SHIELD looks over May’s body-cam footage. To her credit, May looks on regretfully now. Daisy is all for returning to the real world and being done with all this, but Coulson has a plan that helps both worlds, clever man that he is. SHIELD stages a raid on Bakshi’s studio, interrupting a talk about taking a woman furniture shopping that has some overtones from the most recent Presidential Election. They gain control of the studio and use Bakshi’s network to air May’s footage, hoping to win over at least some of the people.

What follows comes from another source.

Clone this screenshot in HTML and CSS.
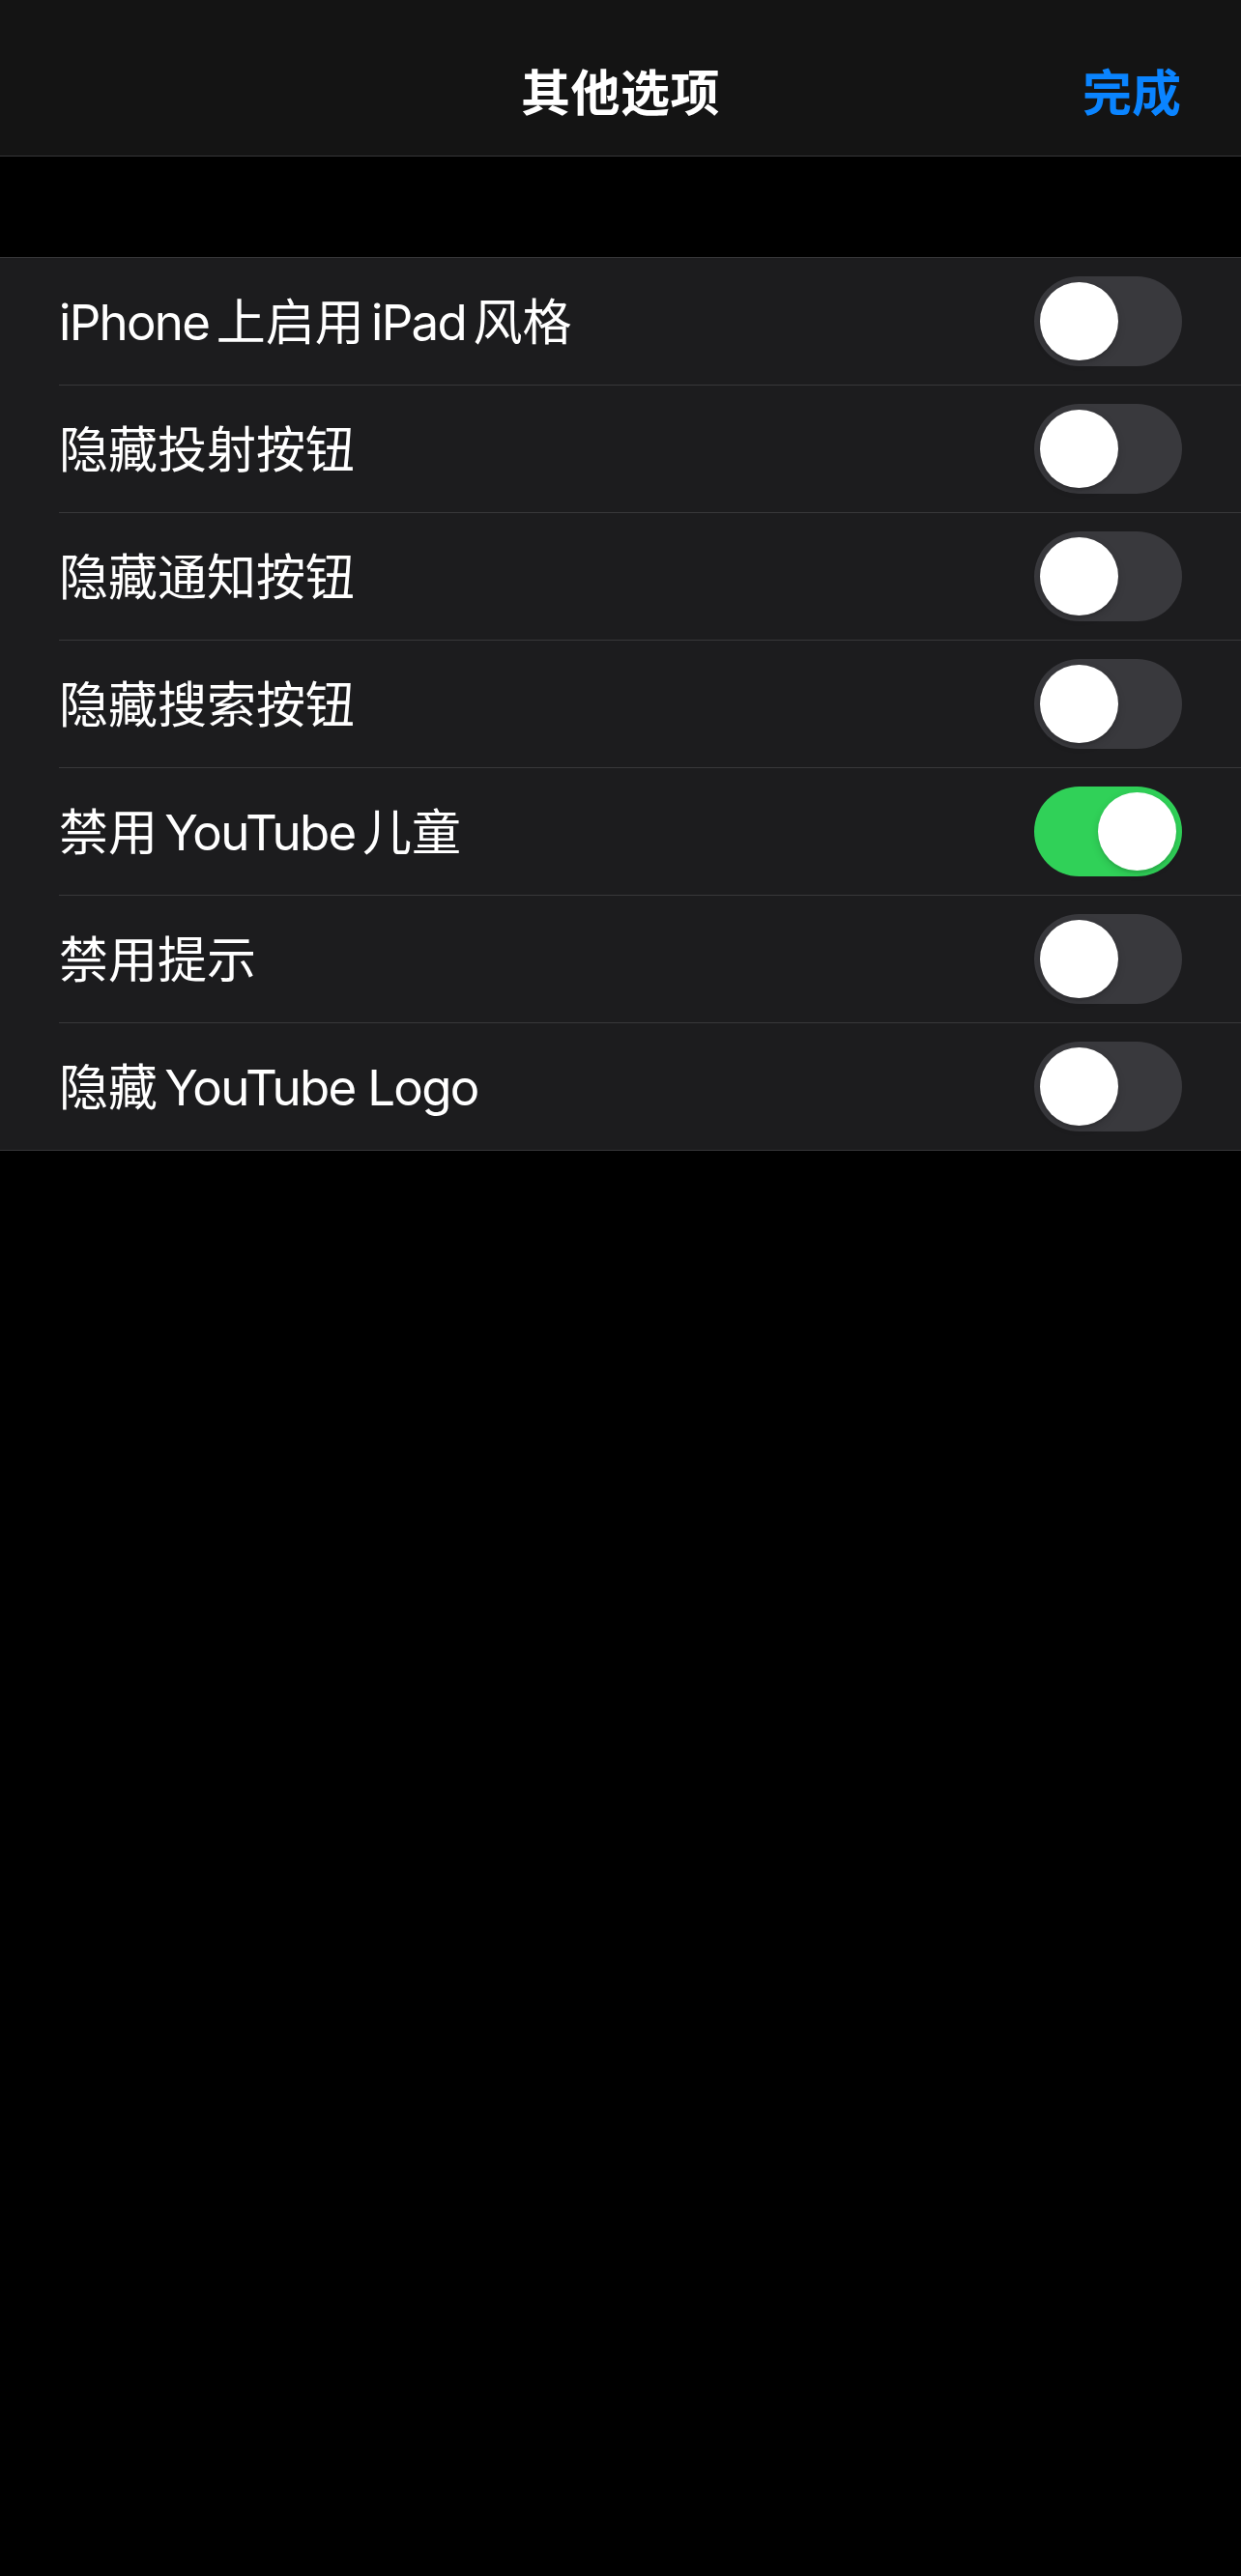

Things get chaotic quickly. Coulson, in a suit and looking a lot more like his real world self, airs the footage and gives a good talk. As the team leaves, Ward decides he’s staying behind to hold the studio and keep the broadcast on the air as long as possible. Daisy is impressed, and makes a few interesting observations. Fitz makes plans with Ophelia, and then listens as his father suggests a way to come at Radcliffe, since the beating isn’t working.

Coulson’s statement makes the air, and contains a reference to “alternative facts.” I really don’t think the writers are trying to be subtle anymore. Ward’s position at the studio has a lot of incoming, but they get a pleasant surprise for once. And, back in the real world, Ivanov gets a clue that bodes ill for Simmons’ and Daisy’s bodies (no, not THAT way).

What I liked: This alternate world has some good points to it. I’m thrilled to see Trip again. I also really like this Ward. Maybe he’s just born to be a traitor, but he’s being a good one here. Coulson’s address was great and a good rallying point. Even in this shadow of the real world, the Coulson/May byplay is amusing.

What I didn’t: They can end this alternate reality idea any time now. It’s getting a bit old, no matter how many nice twists it has. They’re doing a good job of making me dislike Ophelia/Aida/Madame Hydra and Alastair Fitz.

I’ll give this one a 3.5. I’m ready for Morpheus to pop up and offer them that colored pill now.